You have missed out penance, which involves some sort of action , even if ‘only’ on the spiritual plane. These tick box exercises have no sincerity, and they do not result in any improvement, either of the sinner , or for the sinned against.
Yes, I did miss out penance. I was talking about cynical use of the confessional, in which genuine penance is absent. This is analogous to the tick-box ‘absolution’ offered by St Andrews. The difference is that the confessional, when working properly, provides liberation from the weight of sin, while St Andrews rubs your nose in it (even if there is none).
No. No one has to go to confession. It’s entirely up to them. No one is keeping track.
Also no: in Catholicism all are sinners. In woke-ism there are oppressors and there are their victims.
And, as with Catholicism, go away and commit all the sins again?
Until we recognize that training and education are polar opposites, this stuff will never end.
I don’t want to suggest that the students who pushed for such modules are bad-intentioned, but they are misguided in their efforts.
I do want to suggest that they are bad-intentioned, in fact, I’ll go further and say that they are malign, evil c….Where did they get their playbook from? Mao’s Cultural Revolution? Vietnamese re-education camps?
Normal people are subject to cancellation everywhere for minor indiscretions that are often not even indiscretions at all. These people–those who would take away our rights, our free speech, or way of life–are evil and must be resisted at every opportunity. This is not a respectful disagreement where reasonable minds can differ, this is war. They must be called out with personal attacks, personal destruction, even–fighting fire with fire.
Can we stop fighting the culture war with our hands tied behind our backs, please? Time for the gloves to come off!

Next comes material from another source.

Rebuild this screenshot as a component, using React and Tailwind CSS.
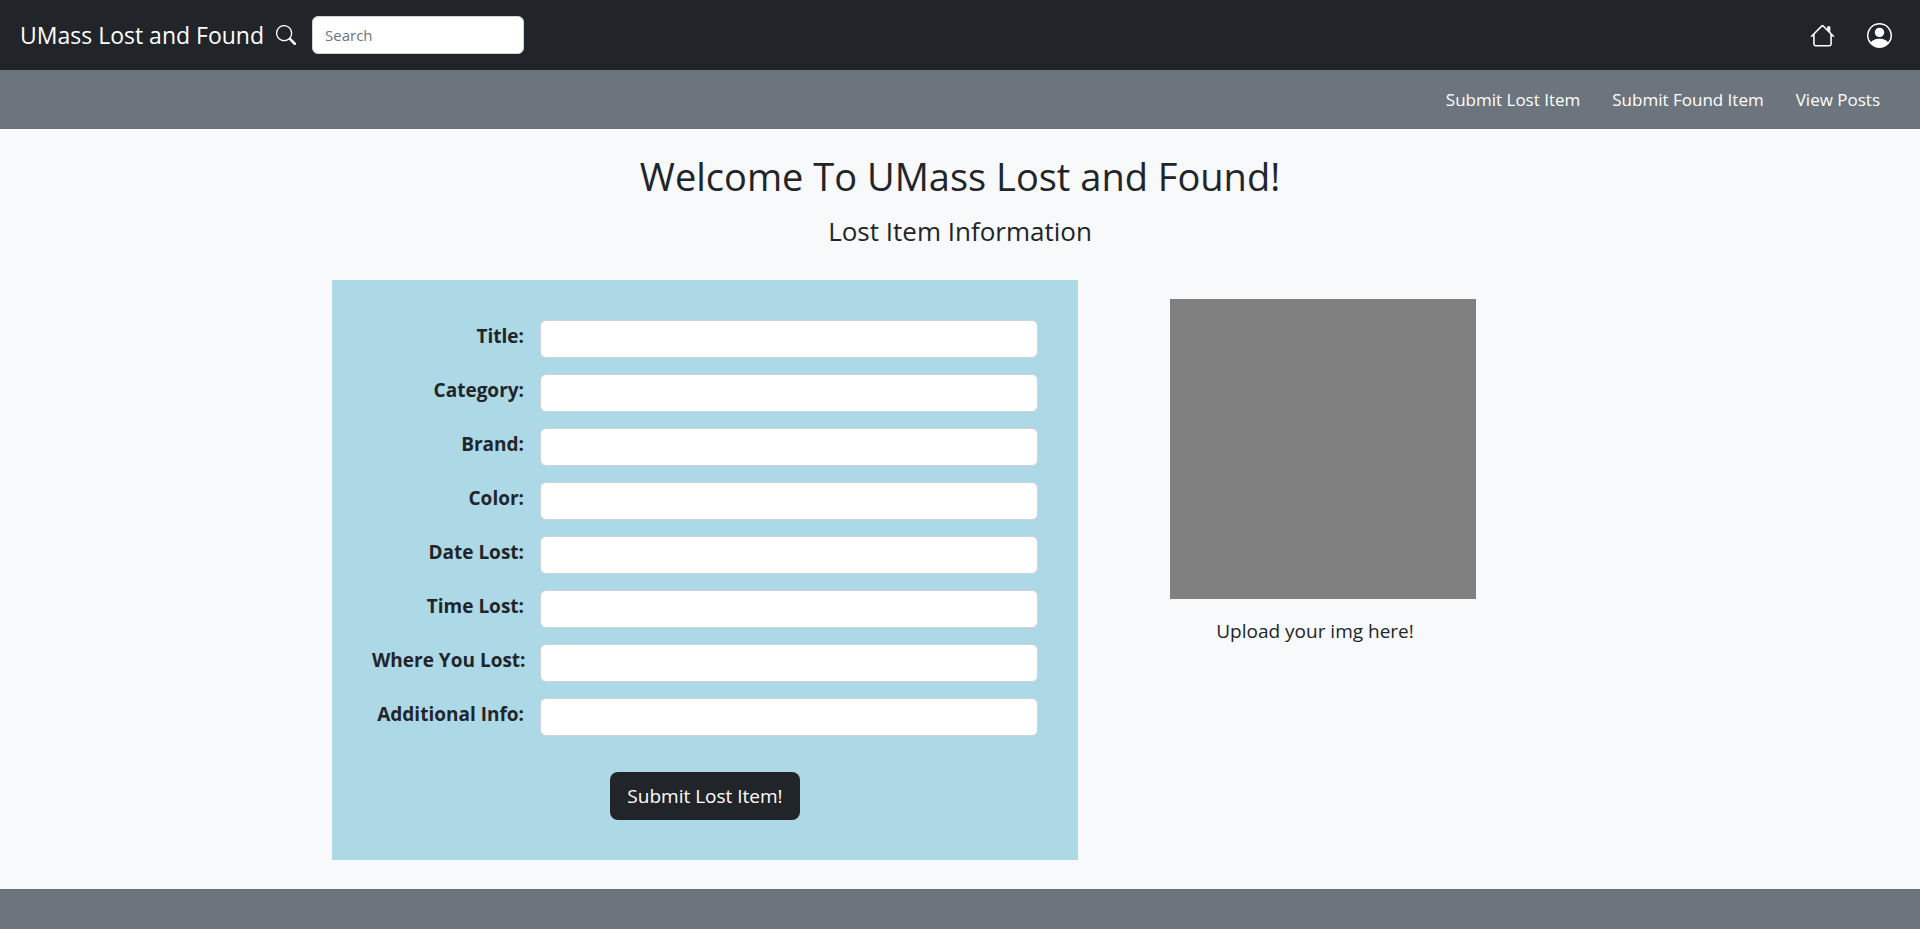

I’m a Yank and the US is heading for Civil War. I don’t exactly welcome it, but I see it as inevitable. No one should be forced to live in a country where half his fellow citizens do not share even the most basic common values and the woke half attempts to impose their “woke” values on the non-woke. Civil War soon. Lock and load!
Bad intentioned? F fs. Whatever happened to the perfectly useful expression “mal-intentioned”, which has the advantage of being elegant and correct?

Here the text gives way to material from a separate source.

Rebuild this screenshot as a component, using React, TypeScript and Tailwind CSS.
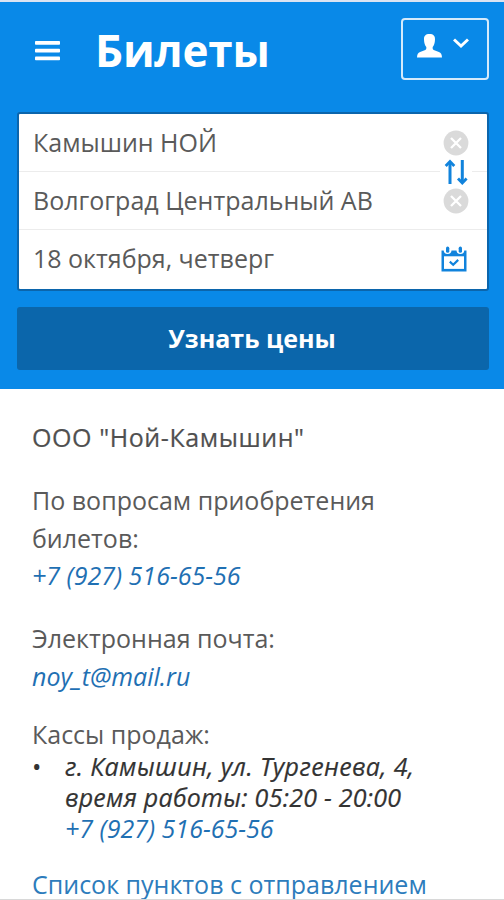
import type { ReactNode } from 'react';

function ClearButton() {
  return (
    <button type="button" aria-label="Очистить" className="block">
      <svg width="26" height="26" viewBox="0 0 26 26" className="block">
        <circle cx="13" cy="13" r="12.4" fill="#dadada" />
        <path d="M8 8l10 10M18 8L8 18" stroke="#fff" strokeWidth="2.3" />
      </svg>
    </button>
  );
}

function SwapIcon() {
  return (
    <svg width="24" height="26" viewBox="0 0 24 26" fill="none" className="block">
      <path d="M6 25V4M18.300 1v21" stroke="#1183dc" strokeWidth="3" />
      <path d="M1.700 7L6 2.500 10.300 7M14 19.500l4.300 4.500 4.300-4.500" stroke="#1183dc" strokeWidth="2.800" />
    </svg>
  );
}

function CalendarIcon() {
  return (
    <svg width="26" height="26" viewBox="0 0 26 26" className="block">
      <path d="M0.5 4.5h25v21H0.5z" fill="#1183dc" />
      <path d="M3 10.3h20v12.6H3z" fill="#fff" />
      <circle cx="6.6" cy="4" r="3.9" fill="#fff" />
      <circle cx="19.4" cy="4" r="3.9" fill="#fff" />
      <rect x="5" y="0.6" width="3.3" height="6.2" rx="1.65" fill="#1183dc" />
      <rect x="17.7" y="0.6" width="3.3" height="6.2" rx="1.65" fill="#1183dc" />
      <path d="M8.8 15.6l3.4 3.1 5-4.8" fill="none" stroke="#1183dc" strokeWidth="2.2" />
    </svg>
  );
}

function Phone() {
  return (
    <a href="tel:+79275166556" className="block italic text-[#1f70b3]">
      +7 (927) 516-65-56
    </a>
  );
}

function Field({ icon, children }: { icon: ReactNode; children: ReactNode }) {
  return (
    <div className="flex h-full items-center justify-between pr-[18px] pl-[14px]">
      <span>{children}</span>
      {icon}
    </div>
  );
}

export default function App() {
  return (
    <div className="flex h-[900px] w-[504px] flex-col overflow-hidden border-t-2 border-b border-t-[#dbe3f2] border-b-[#d8d8d8] bg-white font-['Open_Sans','Noto_Sans',sans-serif] text-[25px] text-[#5a5a5a]">
      <header className="h-[387px] shrink-0 bg-[#0989e8] pr-[15px] pl-[17px]">
        <div className="flex h-[110px] items-start pl-[18px]">
          <button type="button" aria-label="Меню" className="mt-[38px] block">
            <svg width="25" height="22" viewBox="0 0 25 22" fill="#fff" className="block">
              <rect y="0.900" width="25" height="3.800" rx="0.800" />
              <rect y="8.700" width="25" height="3.800" rx="0.800" />
              <rect y="16.500" width="25" height="3.800" rx="0.800" />
            </svg>
          </button>
          <h1 className="mt-[18px] ml-[35px] text-[44px] leading-[60px] font-bold tracking-[-0.2px] text-white">Билеты</h1>
          <button
            type="button"
            aria-label="Профиль"
            className="mt-4 ml-auto flex h-[62px] w-[88px] items-start rounded-[4px] border-2 border-[#d5eafb] pt-[14px] pl-[14px]"
          >
            <svg width="25" height="24" viewBox="0 0 25 24" fill="#fff" className="block">
              <path d="M12.500 0C8.600 0 6.800 2 7 5.400c.1 3.300 1 6.200 2.300 7.700.2 1.600-.1 2.500-1 2.900L3.100 18C1 19 .2 20.100 0 23.500h25c-.2-3.400-1-4.500-3.100-5.500l-5.200-2c-.9-.4-1.200-1.300-1-2.900C17 11.600 17.900 8.700 18 5.400 18.200 2 16.400 0 12.500 0z" />
            </svg>
            <svg width="16" height="11" viewBox="0 0 16 11" fill="none" className="mt-[4px] ml-[11px] block">
              <path d="M1 1.500l7 6.500 7-6.500" stroke="#fff" strokeWidth="3" />
            </svg>
          </button>
        </div>

        <form>
          <div className="relative h-[179px] rounded-[3px] border-2 border-[#0b65ac] bg-white">
            <div className="h-[58px] border-b border-[#ececec]">
              <Field icon={<ClearButton />}>Камышин НОЙ</Field>
            </div>
            <div className="h-[58px] border-b border-[#ececec]">
              <Field icon={<ClearButton />}>Волгоград Центральный АВ</Field>
            </div>
            <div className="h-[57px]">
              <Field icon={<div className="mr-[2px]"><CalendarIcon /></div>}>18 октября, четверг</Field>
            </div>
            <button type="button" aria-label="Поменять местами" className="absolute top-[45px] right-[15px] bg-white px-1">
              <SwapIcon />
            </button>
          </div>
          <button
            type="button"
            className="mt-4 block h-[63px] w-full rounded-[3px] bg-[#0b66ab] pr-[2px] text-[25px] font-bold text-white"
          >
            Узнать цены
          </button>
        </form>
      </header>

      <main className="px-8 pt-[30px]">
        <h2 className="leading-9 tracking-[0.58px] text-[#505050] [-webkit-text-stroke:0.2px_#505050]">ООО "Ной-Камышин"</h2>
        <p className="mt-[26px] leading-[38px]">
          По вопросам приобретения
          <br />
          билетов:
        </p>
        <div className="leading-9"><Phone /></div>
        <p className="mt-[26px] leading-[38px]">Электронная почта:</p>
        <a href="mailto:noy_t@mail.ru" className="block leading-[38px] italic text-[#1f70b3]">noy_t@mail.ru</a>
        <p className="mt-[23px] leading-8">Кассы продаж:</p>
        <ul className="mt-px leading-[31px]">
          <li className="flex">
            <span className="w-[33px] text-[#333]">•</span>
            <div>
              <p className="italic text-[#333] [-webkit-text-stroke:0.2px_#333]">
                <span className="tracking-[0.36px]">г. Камышин, ул. Тургенева, 4,</span>
                <br />
                <span className="tracking-[0.25px]">время работы: 05:20 - 20:00</span>
              </p>
              <Phone />
            </div>
          </li>
        </ul>
        <a href="#points" className="mt-[25px] block leading-[31px] text-[#2d7cbc]">Список пунктов с отправлением</a>
      </main>
    </div>
  );
}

Ill-intentioned is correct.
Did the photo (?of St Andrews’ graduates?) make anyone else think of The Handmaid’s Tale? A tale for our times it seems…
Yes, it did.
I was going to post something similar, except that it made me think of Squid Game.
People are getting paid for this legalised corruption.
Find out who and how and how much , expose them and depose them
Thank you, George, for this report. Perhaps St. Andrews students should be required to play a round of golf with a bona fide minority person. By the the time they walk through 18 holes together, they’ll be jolly good fellows/femmes.
Good idea, but the likelihood is that this could take 6 or 7 hours.
The key issue, I think, is that students who disagree (or question) the terms in which ‘diversity’ is being defined can’t matriculate. Of course they can lie about it and just tick the box. But what sort of university system is it that requires students to lie at the moment they arrive? If they are honest they can’t study at the university. And that’s true even if they are accepting of the LGBTQ+ agenda, but worry about the coherence of the way in which the question is framed. Surely this violates multiple elements of the European Human Rights Convention – including freedom of expression and freedom of religion? Why is nobody mounting a court challenge?
The key issue, I think, is that students who disagree (or question) the terms in which ‘diversity’ is being defined can’t matriculate. Of course they can lie about it and just tick the box. But what sort of university system is it that requires students to lie at the moment they arrive? If they are honest they can’t study at the university. And that’s true even if they are accepting of the LGBTQ+ agenda, but worry about the coherence of the way in which the question is framed. Surely this violates multiple elements of the European Human Rights Convention – including freedom of expression and freedom of religion? Why is nobody mounting a court challenge?
So, rather than students requesting this (other than the usual activist cohort, which also appears to be from the USA), as the University claims, many actually expressed a great dislike to it and rejected it. So students were made to sit it again the next year and give the right answer; and were told that they themselves mandated it???
Sound familiar to anyone?
I’m also assuming that ‘George Smith’ is a pseudonym, much as how articles from junior doctors use a shared nom-de-plume here. If so, That he or she feels the need for this is utterly chilling.
I am not an expert on Scots law but I suspect that a compulsory belief test of this sort, I.e. as a condition precedent for matriculation, would be unlawful in the rest of the UK.
“Acknowledging your personal guilt is a useful start point in overcoming unconscious bias”. Wow, this is verging on the worst parts of Free Presbyterian and Catholic belief, that we are born and remain sinners.
I am a diversity consultant and this kind of training is giving the whole industry a bad name. Small discussion groups are the best way of discussing complex and personal issues but they are timely and expensive and this is just a box ticking exercise.
If you are indeed a “diversity consultant,” you are part of the problem, as is the whole industry. Your exist to blackmail others, make them feel guilty about the supposed sins of the fathers and various and sundry other crimes. In the USA before wokeness, people like you were called “poverty pimps,” now the range has expanded.
I fancy to say that you make a good living off this wokeness, and your professional existence, as well as that of your industry, is simply disgusting.
I think you need to check the meaning of the word industry. Unless that now means the complete opposite too.
I sense prejudice in the negative responses to this comment, most likely based entirely on “I am a diversity consultant” rather than the comment itself. UnHerd cannot succeed if its commentators are a herd. The response by James Joyce is depressing.
I’d like to hear your take on diversity training in general as I am sceptical of its value to society. Perhaps you could write a piece for unherd?